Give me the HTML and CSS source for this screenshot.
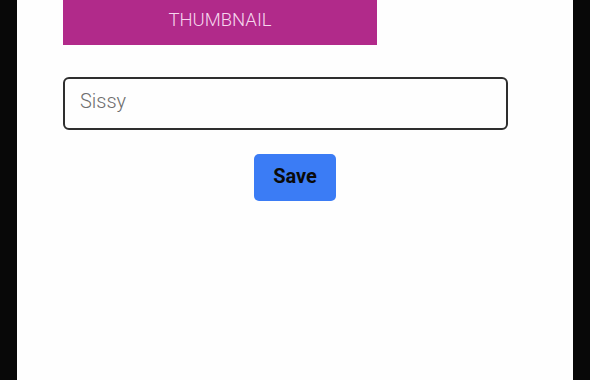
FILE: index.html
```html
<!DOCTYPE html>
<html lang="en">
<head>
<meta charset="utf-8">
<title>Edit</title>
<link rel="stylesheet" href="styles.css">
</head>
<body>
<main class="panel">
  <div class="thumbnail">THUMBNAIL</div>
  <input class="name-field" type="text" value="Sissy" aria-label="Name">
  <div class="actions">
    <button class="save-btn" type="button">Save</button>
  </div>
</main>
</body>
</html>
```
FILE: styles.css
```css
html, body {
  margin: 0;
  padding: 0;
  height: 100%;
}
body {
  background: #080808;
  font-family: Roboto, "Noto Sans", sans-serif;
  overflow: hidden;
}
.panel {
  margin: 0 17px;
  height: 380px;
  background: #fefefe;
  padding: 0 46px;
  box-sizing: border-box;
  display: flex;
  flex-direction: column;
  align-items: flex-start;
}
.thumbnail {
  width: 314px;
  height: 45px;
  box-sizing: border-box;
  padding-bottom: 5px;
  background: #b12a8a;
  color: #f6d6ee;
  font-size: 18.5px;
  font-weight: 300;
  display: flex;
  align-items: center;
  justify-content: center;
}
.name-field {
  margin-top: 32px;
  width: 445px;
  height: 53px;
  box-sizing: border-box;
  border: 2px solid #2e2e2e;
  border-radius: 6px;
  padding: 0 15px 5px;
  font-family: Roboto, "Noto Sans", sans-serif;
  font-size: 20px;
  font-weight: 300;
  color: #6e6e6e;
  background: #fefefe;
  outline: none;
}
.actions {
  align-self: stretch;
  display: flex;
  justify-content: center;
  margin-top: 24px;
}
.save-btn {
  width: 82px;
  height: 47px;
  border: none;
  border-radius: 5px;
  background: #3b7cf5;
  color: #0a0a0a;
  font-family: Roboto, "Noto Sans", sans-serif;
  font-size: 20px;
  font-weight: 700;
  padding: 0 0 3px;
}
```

- **Directions**: Quote the listing above in full, except for the pictures.

- **Result**:
Give me the HTML and CSS source for this screenshot.
FILE: index.html
```html
<!DOCTYPE html>
<html lang="en">
<head>
<meta charset="utf-8">
<title>Edit</title>
<link rel="stylesheet" href="styles.css">
</head>
<body>
<main class="panel">
  <div class="thumbnail">THUMBNAIL</div>
  <input class="name-field" type="text" value="Sissy" aria-label="Name">
  <div class="actions">
    <button class="save-btn" type="button">Save</button>
  </div>
</main>
</body>
</html>
```
FILE: styles.css
```css
html, body {
  margin: 0;
  padding: 0;
  height: 100%;
}
body {
  background: #080808;
  font-family: Roboto, "Noto Sans", sans-serif;
  overflow: hidden;
}
.panel {
  margin: 0 17px;
  height: 380px;
  background: #fefefe;
  padding: 0 46px;
  box-sizing: border-box;
  display: flex;
  flex-direction: column;
  align-items: flex-start;
}
.thumbnail {
  width: 314px;
  height: 45px;
  box-sizing: border-box;
  padding-bottom: 5px;
  background: #b12a8a;
  color: #f6d6ee;
  font-size: 18.5px;
  font-weight: 300;
  display: flex;
  align-items: center;
  justify-content: center;
}
.name-field {
  margin-top: 32px;
  width: 445px;
  height: 53px;
  box-sizing: border-box;
  border: 2px solid #2e2e2e;
  border-radius: 6px;
  padding: 0 15px 5px;
  font-family: Roboto, "Noto Sans", sans-serif;
  font-size: 20px;
  font-weight: 300;
  color: #6e6e6e;
  background: #fefefe;
  outline: none;
}
.actions {
  align-self: stretch;
  display: flex;
  justify-content: center;
  margin-top: 24px;
}
.save-btn {
  width: 82px;
  height: 47px;
  border: none;
  border-radius: 5px;
  background: #3b7cf5;
  color: #0a0a0a;
  font-family: Roboto, "Noto Sans", sans-serif;
  font-size: 20px;
  font-weight: 700;
  padding: 0 0 3px;
}
```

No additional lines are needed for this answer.